The NFL is such a ratings powerhouse, it could force the Oscars to say goodbye to Sundays.
The league’s players and owners are negotiating a new Collective Bargaining Agreement that will add two games to the regular season — a decision that could theoretically land Hollywood’s biggest event and the Super Bowl on the same day.
The move from 16 to 18 games, according to sources, is a fait accompli and will go into effect for the 2012-13 season.
If the revamped sked entails an earlier start to the season, that would require players and fans to endure soaring late-summer temperatures and also create more stadium conflicts with baseball teams. A more likely scenario is having the regular season start right after Labor Day, as it normally does, and seeing the playoffs expand deep into February.
Under such an arrangement, there’s a legitimate chance the Super Bowl — normally scheduled the first Sunday of February — could butt up against the Oscars. And the Oscars would be forced to shift.
Bruce Davis, exec director for the Academy of Motion Picture Arts & Sciences, is well aware of the fluid situation and is preparing for the possibility of shifting the Oscars back to a Monday, its home for decades before the Sunday shift began in 1999.
“It’s obviously something we’re keeping a close eye on,” Davis said. “Yes, it’s a concern for us.”
Davis added there have been back-channel discussions between the Acad and the NFL as the latter renegotiates its CBS deal, but he’s aware the Oscars won’t be a key concern to the NFL if the league lands on Oscar’s established turf.
“We’re always happy to talk to the sports entities, but this is a going to be a tough one,” he said. “It’s hard for them to take us into consideration.”
The Grammys, which air in February, will also have to look into the NFL’s changing schedule, but in the past, the music awards have occasionally aired on the same evening as afternoon football games.
The Academy regularly explores the idea of moving the kudocast even earlier than late February. (Earlier this year, the blogosphere declared that the show would move to late January, which Academy execs disputed.)
Davis said that if the Super Bowl plants itself in that final Sunday of February in 2013 and beyond, he’d give more consideration to moving to a Monday in February rather than a Sunday in March.
“I think our inclination would be to go earlier rather than later, but we need to see,” he said. “There’s no rule it has to be on a Sunday. … We’re looking at a lot of different options.”
The Oscars have always been flexible in scheduling. In 2004 the kudocast shifted to February from March after complaints that award season was too long and other awards shows were devaluing Oscar’s big night. Also, in two of the past six years, the Oscars have moved back a week, to avoid competing with the Winter Olympics.
The Super Bowl is always the most-viewed TV program of the year. The most recent game between Indianapolis Colts and New Orleans Saints drew 106.5 million on CBS, making it the biggest program of all time and outdrawing the previous champ, the 1983 “MASH” finale.

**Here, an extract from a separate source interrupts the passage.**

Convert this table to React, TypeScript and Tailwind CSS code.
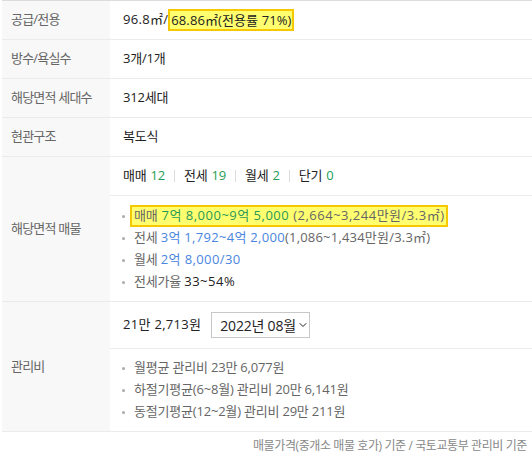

While the NFL will undoubtedly add the two games, it needs to work out a financial arrangement with its players before all parties sign off on the new deal. “I really think that going to the 18-game season is critical to us getting a labor deal. There aren’t a lot of ways in this economic environment that we can generate incremental revenues, and that’s the best way,” said Bob Kraft, owner of the New England Patriots.
Fans have long been upset that they’re asked to pay full ticket prices for meaningless preseason games. While networks will earn slightly more income from having more regular season games on the sked, it won’t translate to huge financial profits because the preseason games already generate solid ratings.
NFL commissioner Roger Goodell discussed the revamped sked at the league’s meetings Wednesday in Atlanta. “From our standpoint, we think we’ve moved this concept along,” he said. “There’s a tremendous amount of momentum for it.”